-- start Dataset --
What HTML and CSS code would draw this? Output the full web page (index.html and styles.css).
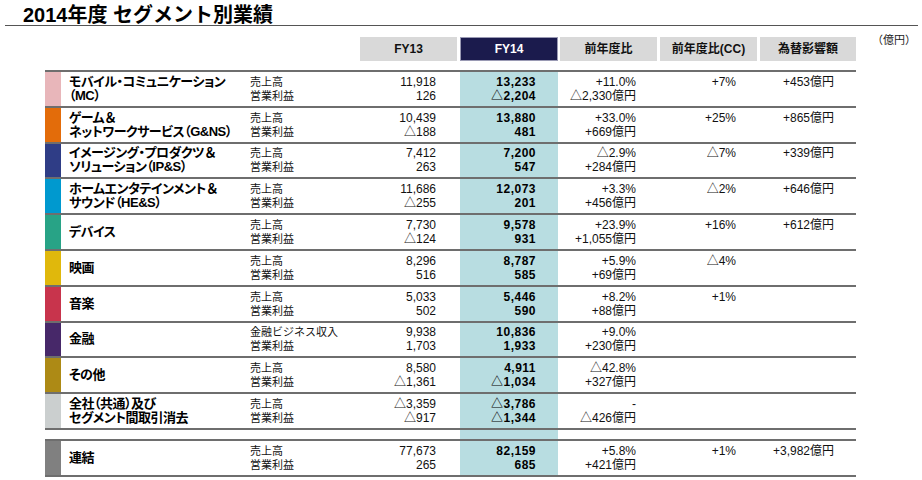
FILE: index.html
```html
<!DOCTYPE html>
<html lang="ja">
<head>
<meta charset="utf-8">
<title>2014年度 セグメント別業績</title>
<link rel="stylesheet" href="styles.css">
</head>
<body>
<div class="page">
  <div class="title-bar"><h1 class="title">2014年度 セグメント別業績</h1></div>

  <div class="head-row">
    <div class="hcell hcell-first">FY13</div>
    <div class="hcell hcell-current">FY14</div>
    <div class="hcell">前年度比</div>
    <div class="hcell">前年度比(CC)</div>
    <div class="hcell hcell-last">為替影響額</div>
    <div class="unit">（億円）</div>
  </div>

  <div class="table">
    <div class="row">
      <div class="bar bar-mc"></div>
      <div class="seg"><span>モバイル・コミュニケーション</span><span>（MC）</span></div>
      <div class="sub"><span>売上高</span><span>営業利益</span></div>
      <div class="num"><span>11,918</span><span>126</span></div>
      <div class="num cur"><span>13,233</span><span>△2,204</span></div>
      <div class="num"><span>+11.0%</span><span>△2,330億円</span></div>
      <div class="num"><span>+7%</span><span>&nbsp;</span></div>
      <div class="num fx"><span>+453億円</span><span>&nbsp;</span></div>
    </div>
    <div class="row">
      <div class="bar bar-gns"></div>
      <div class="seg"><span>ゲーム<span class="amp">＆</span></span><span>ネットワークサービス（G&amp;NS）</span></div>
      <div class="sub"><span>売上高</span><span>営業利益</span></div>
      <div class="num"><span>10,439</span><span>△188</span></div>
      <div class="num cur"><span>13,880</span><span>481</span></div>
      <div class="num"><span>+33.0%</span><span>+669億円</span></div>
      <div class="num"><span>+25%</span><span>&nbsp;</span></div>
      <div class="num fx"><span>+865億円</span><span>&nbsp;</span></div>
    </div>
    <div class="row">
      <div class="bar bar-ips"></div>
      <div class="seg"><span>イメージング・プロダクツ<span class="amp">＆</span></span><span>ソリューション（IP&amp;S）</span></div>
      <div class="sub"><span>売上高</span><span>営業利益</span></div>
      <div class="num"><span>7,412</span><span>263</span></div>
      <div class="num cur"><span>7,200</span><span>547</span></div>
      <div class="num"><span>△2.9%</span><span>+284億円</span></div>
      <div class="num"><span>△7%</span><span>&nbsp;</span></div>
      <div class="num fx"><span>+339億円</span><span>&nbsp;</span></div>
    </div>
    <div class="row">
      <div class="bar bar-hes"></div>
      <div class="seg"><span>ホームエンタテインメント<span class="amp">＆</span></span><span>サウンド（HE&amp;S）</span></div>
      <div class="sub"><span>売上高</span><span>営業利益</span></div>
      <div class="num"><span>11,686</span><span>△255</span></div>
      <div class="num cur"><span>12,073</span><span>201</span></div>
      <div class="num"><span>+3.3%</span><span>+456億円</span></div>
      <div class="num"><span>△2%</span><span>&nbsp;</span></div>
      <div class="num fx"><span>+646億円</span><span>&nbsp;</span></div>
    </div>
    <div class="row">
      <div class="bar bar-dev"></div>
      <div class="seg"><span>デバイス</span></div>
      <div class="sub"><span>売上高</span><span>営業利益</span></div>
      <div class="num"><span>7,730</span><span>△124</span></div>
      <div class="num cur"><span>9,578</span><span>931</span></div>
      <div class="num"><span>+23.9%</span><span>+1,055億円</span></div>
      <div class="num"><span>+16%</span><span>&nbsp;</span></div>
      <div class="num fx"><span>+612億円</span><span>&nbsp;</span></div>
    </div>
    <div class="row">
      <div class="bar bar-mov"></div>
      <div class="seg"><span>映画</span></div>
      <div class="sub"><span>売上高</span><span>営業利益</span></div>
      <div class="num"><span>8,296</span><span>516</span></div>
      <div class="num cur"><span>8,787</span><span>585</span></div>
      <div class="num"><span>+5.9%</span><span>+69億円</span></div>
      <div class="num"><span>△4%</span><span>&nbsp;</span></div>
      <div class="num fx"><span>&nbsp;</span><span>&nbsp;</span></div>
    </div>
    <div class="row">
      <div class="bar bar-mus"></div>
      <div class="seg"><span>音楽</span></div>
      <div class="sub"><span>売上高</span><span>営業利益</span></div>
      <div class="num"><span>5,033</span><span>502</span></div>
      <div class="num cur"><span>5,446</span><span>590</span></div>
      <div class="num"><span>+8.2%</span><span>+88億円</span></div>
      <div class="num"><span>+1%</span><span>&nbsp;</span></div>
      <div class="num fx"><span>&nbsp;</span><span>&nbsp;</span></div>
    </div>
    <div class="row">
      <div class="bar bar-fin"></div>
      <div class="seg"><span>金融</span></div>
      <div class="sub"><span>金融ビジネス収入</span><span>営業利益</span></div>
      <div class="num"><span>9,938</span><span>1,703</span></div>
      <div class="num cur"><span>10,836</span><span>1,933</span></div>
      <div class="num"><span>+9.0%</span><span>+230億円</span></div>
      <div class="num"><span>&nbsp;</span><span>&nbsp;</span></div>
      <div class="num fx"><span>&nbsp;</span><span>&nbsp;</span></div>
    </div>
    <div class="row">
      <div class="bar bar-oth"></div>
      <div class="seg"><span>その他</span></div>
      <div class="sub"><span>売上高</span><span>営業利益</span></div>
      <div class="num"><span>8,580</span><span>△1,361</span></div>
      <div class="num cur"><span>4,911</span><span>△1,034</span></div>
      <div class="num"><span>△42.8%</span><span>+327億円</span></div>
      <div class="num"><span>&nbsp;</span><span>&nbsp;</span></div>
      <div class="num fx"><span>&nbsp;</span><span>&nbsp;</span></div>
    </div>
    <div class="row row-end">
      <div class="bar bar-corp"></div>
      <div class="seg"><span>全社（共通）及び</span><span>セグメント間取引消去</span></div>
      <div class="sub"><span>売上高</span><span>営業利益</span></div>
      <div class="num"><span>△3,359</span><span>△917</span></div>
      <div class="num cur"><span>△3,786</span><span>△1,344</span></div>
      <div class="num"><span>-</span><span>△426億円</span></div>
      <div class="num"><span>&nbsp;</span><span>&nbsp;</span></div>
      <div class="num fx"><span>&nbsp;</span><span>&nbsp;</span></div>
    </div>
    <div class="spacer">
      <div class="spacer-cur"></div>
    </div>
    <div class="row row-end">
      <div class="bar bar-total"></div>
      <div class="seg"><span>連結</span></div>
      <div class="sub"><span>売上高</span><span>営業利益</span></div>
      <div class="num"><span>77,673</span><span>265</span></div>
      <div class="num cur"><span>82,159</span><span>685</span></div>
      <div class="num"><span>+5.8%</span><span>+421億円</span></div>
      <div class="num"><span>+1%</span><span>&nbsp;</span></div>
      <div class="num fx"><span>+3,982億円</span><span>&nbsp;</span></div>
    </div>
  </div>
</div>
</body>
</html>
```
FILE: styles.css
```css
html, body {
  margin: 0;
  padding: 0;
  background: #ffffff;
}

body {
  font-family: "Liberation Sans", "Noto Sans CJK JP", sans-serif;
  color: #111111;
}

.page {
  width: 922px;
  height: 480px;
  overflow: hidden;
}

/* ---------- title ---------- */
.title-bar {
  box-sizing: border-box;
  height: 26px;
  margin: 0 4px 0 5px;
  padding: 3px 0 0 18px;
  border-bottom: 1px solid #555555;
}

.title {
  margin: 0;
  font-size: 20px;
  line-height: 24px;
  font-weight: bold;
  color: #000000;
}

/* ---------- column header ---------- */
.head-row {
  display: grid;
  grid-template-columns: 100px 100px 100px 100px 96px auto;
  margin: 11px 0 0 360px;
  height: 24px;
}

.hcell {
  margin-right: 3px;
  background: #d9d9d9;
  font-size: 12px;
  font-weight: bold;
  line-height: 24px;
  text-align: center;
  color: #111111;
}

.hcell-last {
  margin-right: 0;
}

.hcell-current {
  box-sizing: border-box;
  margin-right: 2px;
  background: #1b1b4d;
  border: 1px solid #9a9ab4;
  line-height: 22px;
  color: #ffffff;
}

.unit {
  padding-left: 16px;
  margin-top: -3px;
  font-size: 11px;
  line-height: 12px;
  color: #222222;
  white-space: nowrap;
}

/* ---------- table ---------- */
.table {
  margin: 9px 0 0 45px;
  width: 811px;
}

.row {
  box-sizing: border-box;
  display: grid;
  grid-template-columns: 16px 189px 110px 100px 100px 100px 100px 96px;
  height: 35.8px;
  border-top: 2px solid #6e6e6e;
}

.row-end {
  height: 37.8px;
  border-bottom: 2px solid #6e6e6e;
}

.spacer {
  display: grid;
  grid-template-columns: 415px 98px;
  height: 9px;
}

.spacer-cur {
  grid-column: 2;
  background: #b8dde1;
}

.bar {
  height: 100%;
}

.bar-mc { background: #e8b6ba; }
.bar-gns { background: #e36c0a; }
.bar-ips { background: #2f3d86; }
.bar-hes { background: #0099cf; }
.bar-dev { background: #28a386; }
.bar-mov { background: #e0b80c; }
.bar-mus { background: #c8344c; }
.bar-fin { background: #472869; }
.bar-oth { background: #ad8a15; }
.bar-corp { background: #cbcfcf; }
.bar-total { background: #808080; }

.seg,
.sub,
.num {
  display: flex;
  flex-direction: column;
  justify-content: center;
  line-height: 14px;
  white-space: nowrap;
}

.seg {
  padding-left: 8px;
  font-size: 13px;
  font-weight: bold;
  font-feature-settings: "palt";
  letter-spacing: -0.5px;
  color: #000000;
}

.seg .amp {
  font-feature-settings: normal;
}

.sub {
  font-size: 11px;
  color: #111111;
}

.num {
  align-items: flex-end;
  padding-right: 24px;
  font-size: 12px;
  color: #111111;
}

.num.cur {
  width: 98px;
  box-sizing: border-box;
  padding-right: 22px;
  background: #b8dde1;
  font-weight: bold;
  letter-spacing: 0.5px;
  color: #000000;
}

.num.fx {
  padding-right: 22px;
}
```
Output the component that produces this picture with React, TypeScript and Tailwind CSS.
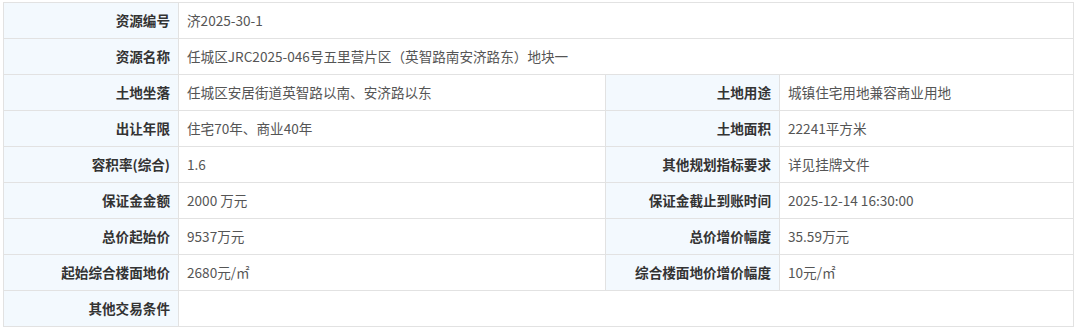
-- end Dataset --
→ Instruction
Copy each line containing the word "page" from the data.

→ Response to the exercise
What HTML and CSS code would draw this? Output the full web page (index.html and styles.css).
<div class="page">
.page {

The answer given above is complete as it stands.